The Fundamental Right to property that was guaranteed u/a 19(1)(f) no longer avails as such after the 42nd Amendment to the Constitution and now that has been relegated to as a constitutional guarantee u/a 300A, is true. The word 'law' appearing under this Article is interpreted by the Apex Court as the legislation made by the State or the Parliament. The 1966 Act being a piece of legislation, the acquisition has been initiated & accomplished under its provisions. The compensation is also fixed. It is not the case of Petitioners that what has been fixed as compensation is illusory.

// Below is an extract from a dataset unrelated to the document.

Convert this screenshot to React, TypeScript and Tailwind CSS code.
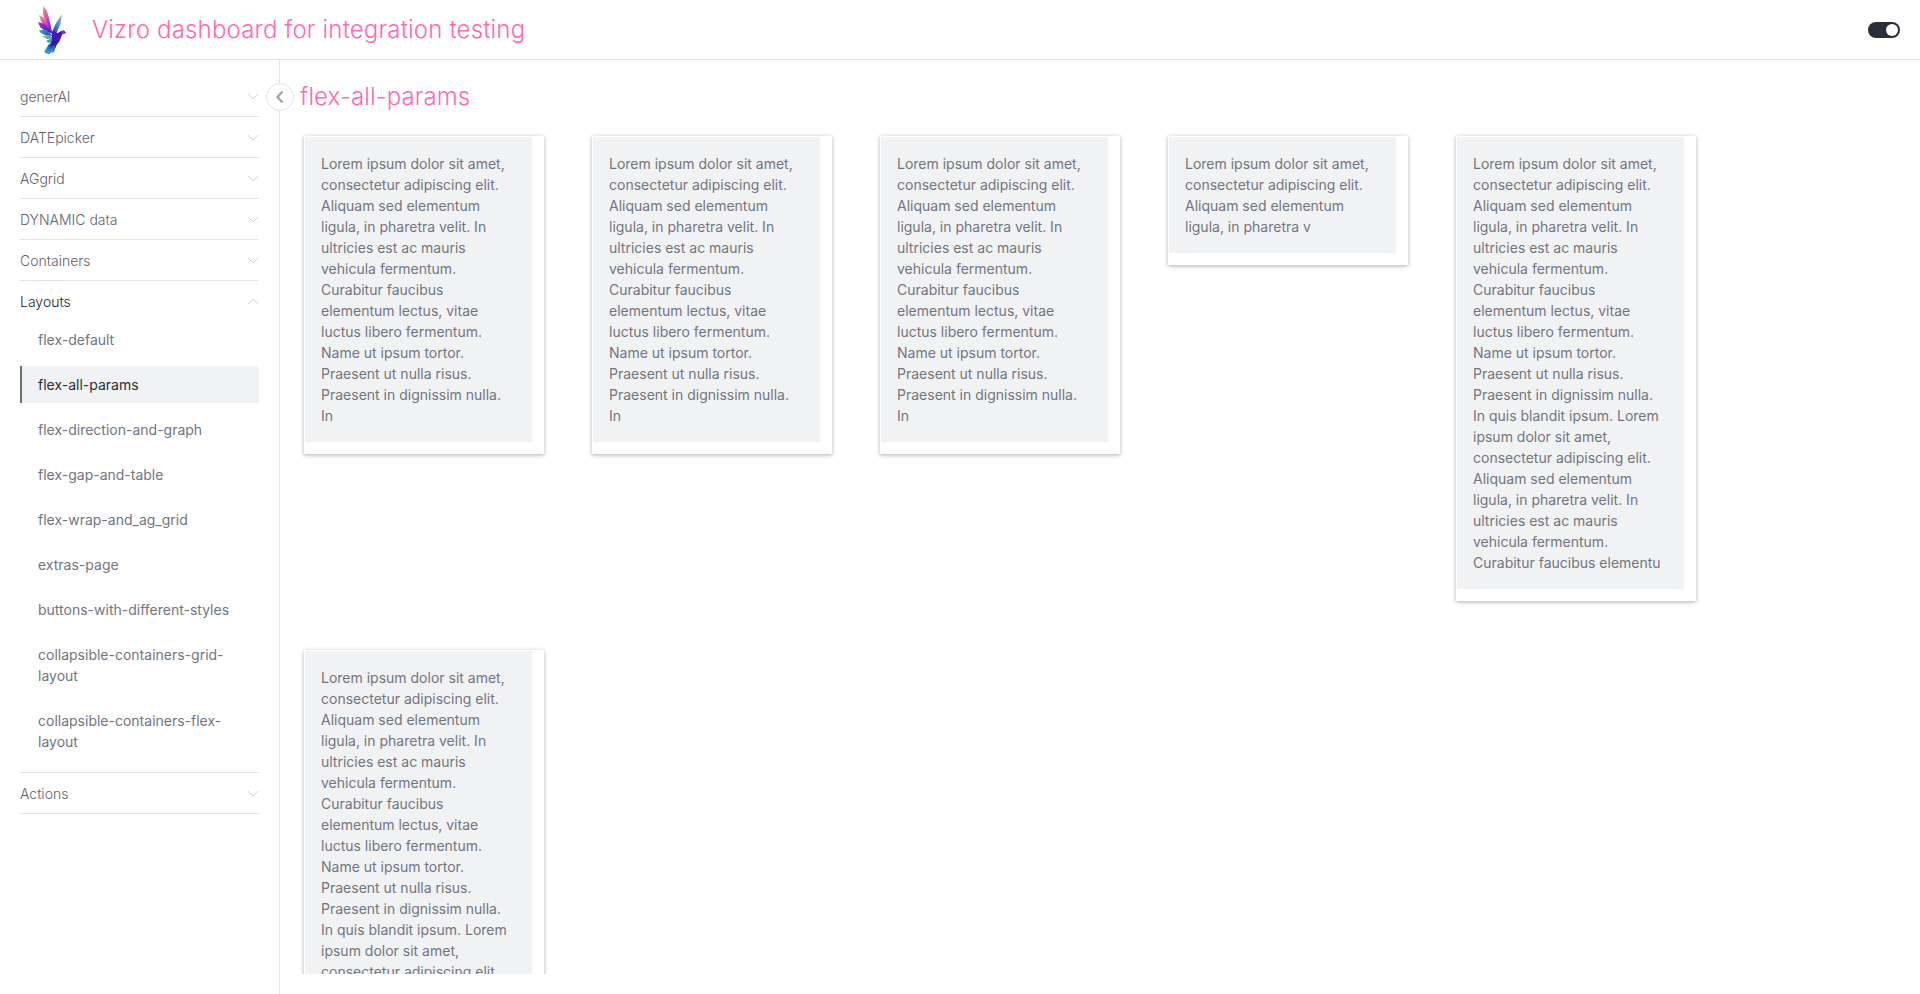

That being the position, this contention cannot be countenanced. 5. In the above circumstances, this Court makes the following: ORDER (i) The land owners' challenge to the acquisition of subject lands in Writ Petition Nos.40343/2004 & 40382/2004 being devoid of merits, is unsustainable and therefore, the said Writ Petitions are dismissed. (ii) The companion cases of the beneficiaries of acquisition in W.P.Nos.15452/2007, 11727/2006 & 21456/2009 are hereby allowed; a Writ of Certiorari issues quashing the impugned Notifications whereby Petition lands have been dropped from acquisition process. (iii) A Writ of Mandamus issues to the official Respondents to accomplish the acquisition process on a war footing inasmuch as more than two decades have lapsed since the acquisition was commenced. 6. This Court very reluctantly refrains itself from levying costs in the land owners' Writ Petitions.